Autumn is slowly turning into winter and with the darker nights I get an urge to hibernate.Some of this is just my response to cold, wet evenings and some of it is the effects of feeling exhausted by arthritis. Before we get into the ins and outs of what to do when you feel exhausted, I want to explain what I mean by 'fatigue' or 'tiredness' when you suffer from the pain of arthritis. Sometimes, those of us with arthritis feel ordinarily tired: exhausted, cranky and like we could do with an extra 6 hours in bed. However, when your arthritis is flaring the fatigue is nothing like that 'ordinary tired' feeling. It feels like someone has simply taken your battery out (a friend once said it was like being the opposite of the Duracell bunny!). Sleep doesn't particularly help and you tend to feel like you are wandering around with lead for limbs and borscht for brains.
Why does this happen? Well, arthritis pain is both physically demanding and mentally exhausting. The inflammation that causes pain taxes your body - systemic inflammation over time can lead to anaemia and cachexia (loss of lean body mass), both of which increase feelings of fatigue. Medications that help tackle inflammation, like anti-inflammatories or disease modifying drugs, can also cause side effects which increase fatigue. Anyone who has had a 'methotrexate hangover' will recognise well the feeling of being utterly wiped out by a medication. Diet can help to some extent with this kind of arthritis fatigue. Eating plenty of omega 3 rich foods can help reduce inflammation and you can also support your body by making sure you are getting enough B vitamins and iron through eating plenty of wholegrains, leafy greens and even lean red meat.

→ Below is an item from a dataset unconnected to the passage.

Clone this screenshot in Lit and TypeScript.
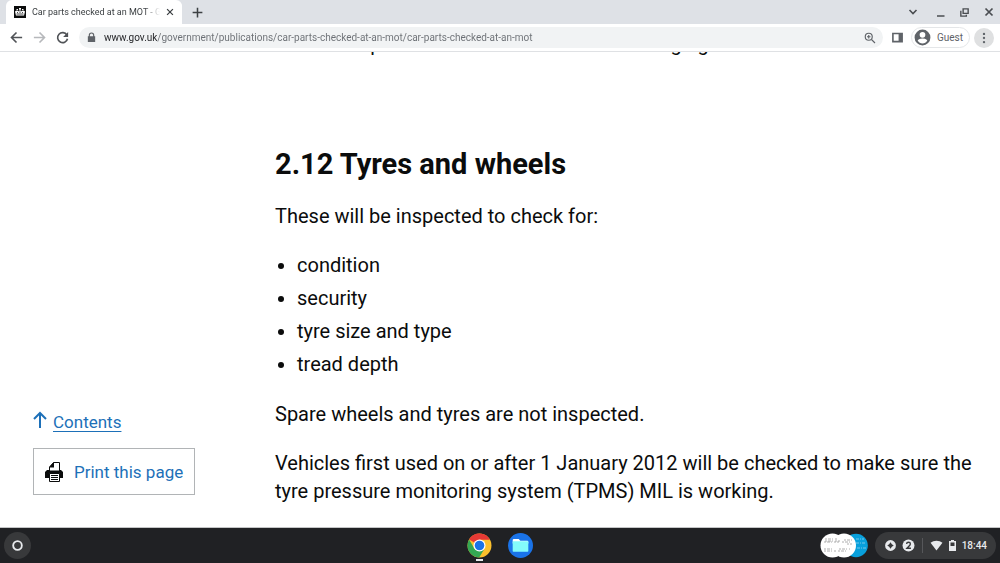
import { LitElement, html, css, svg } from "lit";
import { customElement } from "lit/decorators.js";

const stroke = (size: number, width: number, body: unknown) => html`<svg
  width=${size} height=${size} viewBox="0 0 24 24" fill="none" stroke="currentColor"
  stroke-width=${width} aria-hidden="true">${body}</svg>`;
const solid = (size: number, body: unknown) => html`<svg
  width=${size} height=${size} viewBox="0 0 24 24" fill="currentColor" aria-hidden="true">${body}</svg>`;

const resets = css`
  :host { display: block; box-sizing: border-box; }
  * { box-sizing: border-box; }
  svg { display: block; flex: none; }
  button { border: 0; padding: 0; margin: 0; background: none; color: inherit; font: inherit; cursor: pointer; display: flex; align-items: center; justify-content: center; flex: none; }
`;

@customElement("browser-bar")
class BrowserBar extends LitElement {
  static styles = [resets, css`
    :host { flex: none; font: 10px/16px Roboto, sans-serif; color: #3c4043; border-bottom: 1px solid #dfe1e4; }
    .tabs { display: flex; height: 24px; background: #dee1e6; padding-left: 6px; }
    .tab { display: flex; align-items: center; width: 176px; background: #fff; border-radius: 6px 6px 0 0; padding: 0 8px; gap: 6px; }
    .title { flex: 1; overflow: hidden; white-space: nowrap; font-size: 9px; -webkit-mask-image: linear-gradient(90deg, #000 88%, transparent); mask-image: linear-gradient(90deg, #000 88%, transparent); }
    .close { width: 8px; height: 16px; }
    .add { width: 30px; }
    .controls { margin-left: auto; display: flex; align-items: center; gap: 11px; padding-right: 5px; color: #4a4d51; }
    .controls button { width: 13px; height: 16px; }
    .controls .search { margin-right: 4px; }
    .toolbar { display: flex; align-items: center; height: 27px; background: #fff; padding: 0 6px 0 8px; color: #5f6368; }
    .nav { display: flex; gap: 7px; margin-right: 9px; }
    .nav button { width: 16px; height: 20px; color: #505357; }
    .nav .off { color: #b6b8bb; }
    .address { flex: 1; display: flex; align-items: center; gap: 7px; height: 21px; border-radius: 11px; background: #f1f3f4; padding: 0 7px; }
    .address input { flex: 1; min-width: 0; border: 0; padding: 0; outline: 0; font: 10px/16px Roboto, sans-serif; -webkit-text-fill-color: transparent; background: linear-gradient(90deg, #202124 53px, #6b6f74 53px); -webkit-background-clip: text; background-clip: text; }
    .panel { width: 26px; height: 20px; margin-left: 2px; }
    .guest { height: 21px; border: 1px solid #e4e6e8; border-radius: 11px; padding: 0 6px 0 1px; gap: 5px; color: #5f6368; }
    .menu { width: 20px; height: 20px; border-radius: 50%; background: #dfe0e1; margin-left: 4px; }
  `];
  render() {
    return html`
      <div class="tabs">
        <div class="tab">
          <svg width="12" height="12" viewBox="0 0 24 24" aria-hidden="true">
            <path fill="#0b0c0c" d="M0 0h24v24H0z" />
            <path fill="#fff" d="M4 19 2 11c2-3 6-3 8 0l1-2h2l1 2c2-3 6-3 8 0l-2 8z" />
            <path fill="#fff" d="M10 4h4v3h-1v2h-2V7h-1zM5 6h3v2H5zM16 6h3v2h-3z" />
            <path stroke="#0b0c0c" stroke-width="1.500" d="M5 16h14M7 12v2m5-3v3m5-2v2" />
          </svg>
          <span class="title">Car parts checked at an MOT - GOV.UK</span>
          <button class="close" aria-label="Close tab">${stroke(10, 3, svg`<path d="M5 5l14 14M19 5 5 19" />`)}</button>
        </div>
        <button class="add" aria-label="New tab">${stroke(13, 2.8, svg`<path d="M12 3v18M3 12h18" />`)}</button>
        <div class="controls">
          <button class="search" aria-label="Search tabs">${stroke(12, 3.2, svg`<path d="m5 8 7 7 7-7" />`)}</button>
          <button aria-label="Minimise">${stroke(12, 3, svg`<path d="M4 20h15" />`)}</button>
          <button aria-label="Restore">${stroke(11, 3, svg`<path d="M9 4h11v10H9zM4 8v12h12v-3" />`)}</button>
          <button aria-label="Close window">${stroke(12, 3.4, svg`<path d="m5 5 14 14M19 5 5 19" />`)}</button>
        </div>
      </div>
      <div class="toolbar">
        <div class="nav">
          <button aria-label="Back">${stroke(15, 2.6, svg`<path d="M21 12H4m8-8-8 8 8 8" />`)}</button>
          <button class="off" aria-label="Forward">${stroke(15, 2.6, svg`<path d="M3 12h17m-8-8 8 8-8 8" />`)}</button>
          <button aria-label="Reload">${stroke(15, 2.6, svg`<path d="M19 8a8 8 0 1 0 1 6" /><path fill="currentColor" stroke="none" d="M21 3v8h-8z" />`)}</button>
        </div>
        <div class="address">
          ${solid(11, svg`<path d="M6 9V7a6 6 0 0 1 12 0v2h2v13H4V9zm2.500 0h7V7a3.500 3.500 0 0 0-7 0z" />`)}
          <input type="text" aria-label="Address" .value=${"www.gov.uk/government/publications/car-parts-checked-at-an-mot/car-parts-checked-at-an-mot"} />
          <button aria-label="Zoom">${stroke(12, 2.300, svg`<circle cx="9.500" cy="9.500" r="7" /><path d="m15 15 7 7M6 9.500h7M9.500 6v7" />`)}</button>
        </div>
        <button class="panel" aria-label="Side panel">${solid(13, svg`<path d="M2 3h20v18H2zm3 3v12h9V6z" fill-rule="evenodd" />`)}</button>
        <button class="guest">${solid(19, svg`<path fill-rule="evenodd" d="M12 2a10 10 0 1 0 0 20 10 10 0 0 0 0-20zm0 3a3.600 3.600 0 1 1 0 7.200A3.600 3.600 0 0 1 12 5zm0 14.500c-2.500 0-4.800-1.300-6-3.300 0-2 4-3 6-3s6 1 6 3c-1.200 2-3.500 3.300-6 3.300z" />`)}Guest</button>
        <button class="menu" aria-label="Menu">${solid(14, svg`<circle cx="12" cy="5" r="2" /><circle cx="12" cy="12" r="2" /><circle cx="12" cy="19" r="2" />`)}</button>
      </div>`;
  }
}

@customElement("guidance-page")
class GuidancePage extends LitElement {
  static styles = [resets, css`
    :host { flex: 1; min-height: 0; overflow: hidden; display: grid; grid-template-columns: 242px 1fr; padding: 0 20px 0 33px; background: #fff; color: #0b0c0c; font: 20px/28px Roboto, sans-serif; }
    aside { align-self: end; display: flex; flex-direction: column; align-items: flex-start; gap: 14px; padding-bottom: 32px; font-size: 17px; line-height: 24px; color: #1d70b8; }
    .contents { display: flex; align-items: center; gap: 6px; color: inherit; text-decoration: none; }
    .contents svg { margin-bottom: 4px; }
    .contents span { text-decoration: underline; text-decoration-thickness: 1px; text-underline-offset: 3px; }
    .print { height: 47px; padding: 0 11px; gap: 11px; border: 1px solid #b1b4b6; }
    .print svg { color: #0b0c0c; }
    article { margin-top: -22px; }
    p { margin: 0 0 21px; }
    h3 { margin: 88px 0 20px; font-size: 29px; line-height: 36px; font-weight: 700; }
    ul { margin: 0 0 22px; padding-left: 22px; }
    li + li { margin-top: 5px; }
  `];
  render() {
    return html`
      <aside>
        <a class="contents" href="#contents">
          <svg width="14" height="18" viewBox="0 0 14 18" fill="none" stroke="currentColor" stroke-width="2" aria-hidden="true"><path d="M7 17V2M1 8l6-6 6 6" /></svg>
          <span>Contents</span>
        </a>
        <button class="print">
          <svg width="18" height="20" viewBox="0 0 18 20" aria-hidden="true">
            <path fill="#fff" stroke="currentColor" d="M4.500 9V5L8.500.500h6V9z" />
            <path fill="currentColor" d="M4 5.500 9 0v5.500zM0 10l2-2h2v1h11V8h1l2 2v6H0z" />
            <path fill="#fff" stroke="currentColor" d="M4.500 11.500h10v8h-10z" />
            <path stroke="currentColor" d="M6 13.500h7M6 15.500h7M6 17.500h7" />
          </svg>
          Print this page
        </button>
      </aside>
      <article>
        <p>All doors open from the inside and when hanging</p>
        <h3>2.12 Tyres and wheels</h3>
        <p>These will be inspected to check for:</p>
        <ul>
          <li>condition</li>
          <li>security</li>
          <li>tyre size and type</li>
          <li>tread depth</li>
        </ul>
        <p>Spare wheels and tyres are not inspected.</p>
        <p>Vehicles first used on or after 1 January 2012 will be checked to make sure the tyre pressure monitoring system (TPMS) MIL is working.</p>
      </article>`;
  }
}

@customElement("system-shelf")
class SystemShelf extends LitElement {
  static styles = [resets, css`
    :host { flex: none; display: grid; grid-template-columns: 1fr auto 1fr; align-items: center; height: 36px; background: #202124; border-top: 1px solid #c4c5c6; padding: 0 4px; color: #e8eaed; font: 500 10px/16px Roboto, sans-serif; }
    .launcher { width: 27px; height: 27px; border-radius: 50%; background: #38393b; }
    .apps { display: flex; gap: 16px; }
    .app { width: 25px; height: 35px; }
    .app.open { background: linear-gradient(#e8eaed, #e8eaed) center bottom 2px / 7px 2px no-repeat; }
    .right { display: flex; justify-content: flex-end; align-items: center; gap: 7px; }
    .status { height: 27px; border-radius: 14px; background: #38393b; padding: 0 9px; gap: 5px; }
    .rule { width: 1px; height: 15px; background: #56575a; margin: 0 2px; }
  `];
  render() {
    return html`
      <div><button class="launcher" aria-label="Launcher">${stroke(13, 3.400, svg`<circle cx="12" cy="12" r="8" />`)}</button></div>
      <div class="apps">
        <button class="app open" aria-label="Chrome">
          <svg width="25" height="25" viewBox="0 0 24 24" aria-hidden="true">
            <circle cx="12" cy="12" r="11.500" fill="#fbc02d" />
            <path fill="#e53935" d="M12 12 2 6.200A11.500 11.500 0 0 1 22 6.500H12z" />
            <path fill="#34a853" d="M2 6.200a11.500 11.500 0 0 0 9.700 17.300L16.800 15 12 12 7.200 15z" />
            <circle cx="12" cy="12" r="5.800" fill="#fff" /><circle cx="12" cy="12" r="4.600" fill="#1a73e8" />
          </svg>
        </button>
        <button class="app" aria-label="Files">
          <svg width="25" height="25" viewBox="0 0 24 24" aria-hidden="true">
            <circle cx="12" cy="12" r="12" fill="#1a73e8" />
            <path fill="#fff" d="M4.500 7V6.500l.800-.800h5l1.500 1.800h7l.700.700V10h-15z" /><rect x="4.500" y="8" width="15" height="10" rx=".700" fill="#84fbfb" />
          </svg>
        </button>
      </div>
      <div class="right">
        <button aria-label="Recent files">
          <svg width="48" height="25" viewBox="0 0 48 25" aria-hidden="true">
            <circle cx="36" cy="12.500" r="11.800" fill="#08a0dc" />
            <path stroke="#74c9ec" stroke-dasharray="3 1 1 1" d="M36 6h8M36 10h10M37 15h9" />
            <circle cx="24" cy="12.500" r="12" fill="#fff" />
            <circle cx="12.500" cy="12.500" r="12" fill="#fff" />
            <path stroke="#999" stroke-width=".800" stroke-dasharray="2 1 3 1 1 2" d="M5 6h13M5 8h15M4 9h15M24 7h8M22 9h8M27 11h5M4 16h10M19 16h11M4 18h12M18 18h10" />
          </svg>
        </button>
        <button class="status" aria-label="Status, 2 notifications, 18:44">
          ${solid(13, svg`<path fill-rule="evenodd" d="M12 2a10 10 0 1 0 0 20 10 10 0 0 0 0-20zm0 4 2.500 3.500L18 12l-3.500 2.500L12 18l-2.500-3.500L6 12l3.500-2.500z" />`)}
          <svg width="13" height="13" viewBox="0 0 24 24" fill="none" aria-hidden="true">
            <circle cx="12" cy="12" r="11" fill="#e8eaed" /><path stroke="#38393b" stroke-width="2.500" d="M8.500 9c0-4 7-4 7 0 0 2.500-4 5-6.500 8h7.500" />
          </svg>
          <span class="rule"></span>
          ${solid(13, svg`<path d="M1 7c6-5 16-5 22 0L12 21z" />`)}
          <svg width="9" height="13" viewBox="0 0 9 13" fill="currentColor" aria-hidden="true"><path fill-rule="evenodd" d="M3 1h3v1h2v10H1V2h2zM2.500 3.500V7h4V3.500z" /></svg>
          <span>18:44</span>
        </button>
      </div>`;
  }
}

@customElement("app-root")
class AppRoot extends LitElement {
  static styles = css`:host { display: flex; flex-direction: column; height: 100vh; overflow: hidden; }`;
  render() {
    return html`<browser-bar></browser-bar><guidance-page></guidance-page><system-shelf></system-shelf>`;
  }
}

Pain can make it difficult to sleep which leads to even more fatigue. Arthritis can stop you getting comfortable at night or wake you in the early hours of the morning. Some people with arthritis call this , fittingly, 'painsomnia'. Luckily you can help tackle some of the causes of insomnia through diet. Try not to eat anything heavy, spicy or tough on the digestive system in the 3 hours before bedtime. Instead try a light snack to help balance your blood sugar that is rich in calcium, magnesium and the amino acid, tryptophan. A bowl of milky porridge (oatmeal) or a chicken sandwich on wholemeal bread both provide the right mix of sleep-encouraging nutrients.
Finally, being tired and in pain makes shopping,cooking and eating healthily a challenge. It can be very tempting to reach for something instant or ready made when you are totally exhausted. However, people with all kinds of arthritis have been shown to be more likely to be deficient in vitamins C, E, folic acid and calcium than people without the condition, probably due to the difficulties preparing food you are shattered. Shortages of these nutrients can exacerbate fatigue and make it harder to bounce back from pain. A well-balanced healthy diet can help you cope - try stocking the freezer up with pre-prepared home made meals, frozen veg and fish and even healthier ready meals (see here for tips) so you have a stash of easy, healthy options when you feel a flare coming on.
And, if all this sounds too much like hard work and you just want to get into bed or slump on the sofa - go for it. Sometimes you need to listen to what your tiredness is telling you.